▶ _Work required_
Return the material word for word. Do not include pictures.

▶ _Recorded data_
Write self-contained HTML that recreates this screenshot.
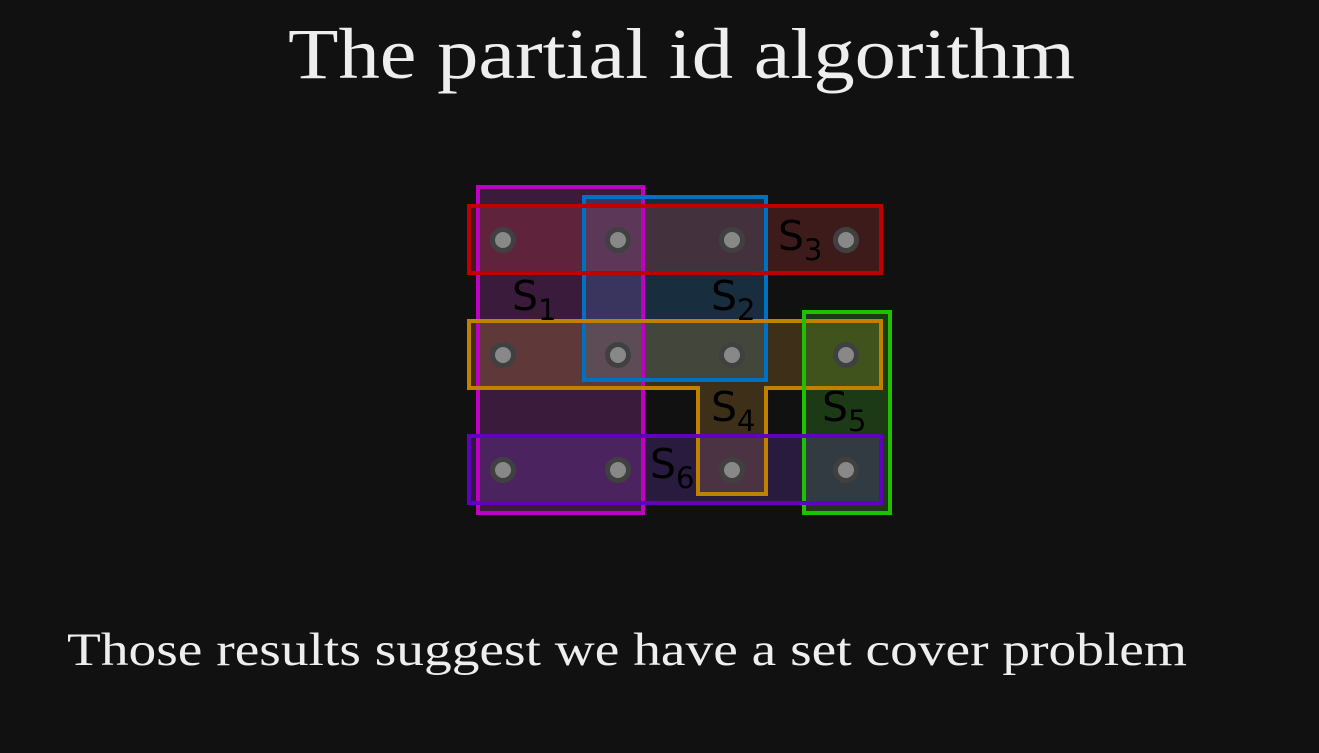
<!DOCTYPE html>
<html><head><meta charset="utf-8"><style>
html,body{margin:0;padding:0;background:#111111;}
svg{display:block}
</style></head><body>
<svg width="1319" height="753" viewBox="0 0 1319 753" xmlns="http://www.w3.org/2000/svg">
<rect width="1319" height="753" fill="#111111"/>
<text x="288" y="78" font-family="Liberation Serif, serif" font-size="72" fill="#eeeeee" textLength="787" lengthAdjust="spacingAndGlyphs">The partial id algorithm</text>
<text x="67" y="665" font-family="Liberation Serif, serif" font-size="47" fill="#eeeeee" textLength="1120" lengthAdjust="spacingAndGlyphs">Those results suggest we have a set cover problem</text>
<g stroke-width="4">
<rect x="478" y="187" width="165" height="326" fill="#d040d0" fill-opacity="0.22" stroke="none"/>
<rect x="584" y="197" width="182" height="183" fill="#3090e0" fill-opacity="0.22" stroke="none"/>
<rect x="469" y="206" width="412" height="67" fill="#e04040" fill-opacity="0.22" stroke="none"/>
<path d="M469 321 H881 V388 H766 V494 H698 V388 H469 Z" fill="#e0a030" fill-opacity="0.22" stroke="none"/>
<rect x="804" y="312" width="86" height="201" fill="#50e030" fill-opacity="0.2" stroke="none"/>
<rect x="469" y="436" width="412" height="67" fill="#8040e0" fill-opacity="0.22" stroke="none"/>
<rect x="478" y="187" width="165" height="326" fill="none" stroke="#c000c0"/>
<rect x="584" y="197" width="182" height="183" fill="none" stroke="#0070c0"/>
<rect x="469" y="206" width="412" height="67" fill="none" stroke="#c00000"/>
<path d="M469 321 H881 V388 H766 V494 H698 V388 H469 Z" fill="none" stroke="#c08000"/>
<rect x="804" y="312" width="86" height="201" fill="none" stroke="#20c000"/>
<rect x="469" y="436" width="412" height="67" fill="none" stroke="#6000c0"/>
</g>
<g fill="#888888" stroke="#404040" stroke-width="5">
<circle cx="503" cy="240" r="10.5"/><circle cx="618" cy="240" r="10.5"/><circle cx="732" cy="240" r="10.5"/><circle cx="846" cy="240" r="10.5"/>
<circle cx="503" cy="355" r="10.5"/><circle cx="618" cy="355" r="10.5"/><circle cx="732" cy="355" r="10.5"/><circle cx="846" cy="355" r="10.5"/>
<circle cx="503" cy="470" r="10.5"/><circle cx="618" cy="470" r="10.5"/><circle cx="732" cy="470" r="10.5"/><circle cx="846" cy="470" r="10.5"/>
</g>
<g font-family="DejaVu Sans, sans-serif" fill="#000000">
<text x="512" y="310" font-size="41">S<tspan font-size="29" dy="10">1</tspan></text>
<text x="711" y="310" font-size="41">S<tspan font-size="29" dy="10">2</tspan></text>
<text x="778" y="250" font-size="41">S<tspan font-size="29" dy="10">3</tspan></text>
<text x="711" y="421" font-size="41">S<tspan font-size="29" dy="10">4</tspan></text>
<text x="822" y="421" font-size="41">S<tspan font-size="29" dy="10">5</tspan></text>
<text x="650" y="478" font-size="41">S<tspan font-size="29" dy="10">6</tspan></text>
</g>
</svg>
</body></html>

▶ _Right answer_
Write self-contained HTML that recreates this screenshot.
<!DOCTYPE html>
<html><head><meta charset="utf-8"><style>
html,body{margin:0;padding:0;background:#111111;}
svg{display:block}
</style></head><body>
<svg width="1319" height="753" viewBox="0 0 1319 753" xmlns="http://www.w3.org/2000/svg">
<rect width="1319" height="753" fill="#111111"/>
<text x="288" y="78" font-family="Liberation Serif, serif" font-size="72" fill="#eeeeee" textLength="787" lengthAdjust="spacingAndGlyphs">The partial id algorithm</text>
<text x="67" y="665" font-family="Liberation Serif, serif" font-size="47" fill="#eeeeee" textLength="1120" lengthAdjust="spacingAndGlyphs">Those results suggest we have a set cover problem</text>
<g stroke-width="4">
<rect x="478" y="187" width="165" height="326" fill="#d040d0" fill-opacity="0.22" stroke="none"/>
<rect x="584" y="197" width="182" height="183" fill="#3090e0" fill-opacity="0.22" stroke="none"/>
<rect x="469" y="206" width="412" height="67" fill="#e04040" fill-opacity="0.22" stroke="none"/>
<path d="M469 321 H881 V388 H766 V494 H698 V388 H469 Z" fill="#e0a030" fill-opacity="0.22" stroke="none"/>
<rect x="804" y="312" width="86" height="201" fill="#50e030" fill-opacity="0.2" stroke="none"/>
<rect x="469" y="436" width="412" height="67" fill="#8040e0" fill-opacity="0.22" stroke="none"/>
<rect x="478" y="187" width="165" height="326" fill="none" stroke="#c000c0"/>
<rect x="584" y="197" width="182" height="183" fill="none" stroke="#0070c0"/>
<rect x="469" y="206" width="412" height="67" fill="none" stroke="#c00000"/>
<path d="M469 321 H881 V388 H766 V494 H698 V388 H469 Z" fill="none" stroke="#c08000"/>
<rect x="804" y="312" width="86" height="201" fill="none" stroke="#20c000"/>
<rect x="469" y="436" width="412" height="67" fill="none" stroke="#6000c0"/>
</g>
<g fill="#888888" stroke="#404040" stroke-width="5">
<circle cx="503" cy="240" r="10.5"/><circle cx="618" cy="240" r="10.5"/><circle cx="732" cy="240" r="10.5"/><circle cx="846" cy="240" r="10.5"/>
<circle cx="503" cy="355" r="10.5"/><circle cx="618" cy="355" r="10.5"/><circle cx="732" cy="355" r="10.5"/><circle cx="846" cy="355" r="10.5"/>
<circle cx="503" cy="470" r="10.5"/><circle cx="618" cy="470" r="10.5"/><circle cx="732" cy="470" r="10.5"/><circle cx="846" cy="470" r="10.5"/>
</g>
<g font-family="DejaVu Sans, sans-serif" fill="#000000">
<text x="512" y="310" font-size="41">S<tspan font-size="29" dy="10">1</tspan></text>
<text x="711" y="310" font-size="41">S<tspan font-size="29" dy="10">2</tspan></text>
<text x="778" y="250" font-size="41">S<tspan font-size="29" dy="10">3</tspan></text>
<text x="711" y="421" font-size="41">S<tspan font-size="29" dy="10">4</tspan></text>
<text x="822" y="421" font-size="41">S<tspan font-size="29" dy="10">5</tspan></text>
<text x="650" y="478" font-size="41">S<tspan font-size="29" dy="10">6</tspan></text>
</g>
</svg>
</body></html>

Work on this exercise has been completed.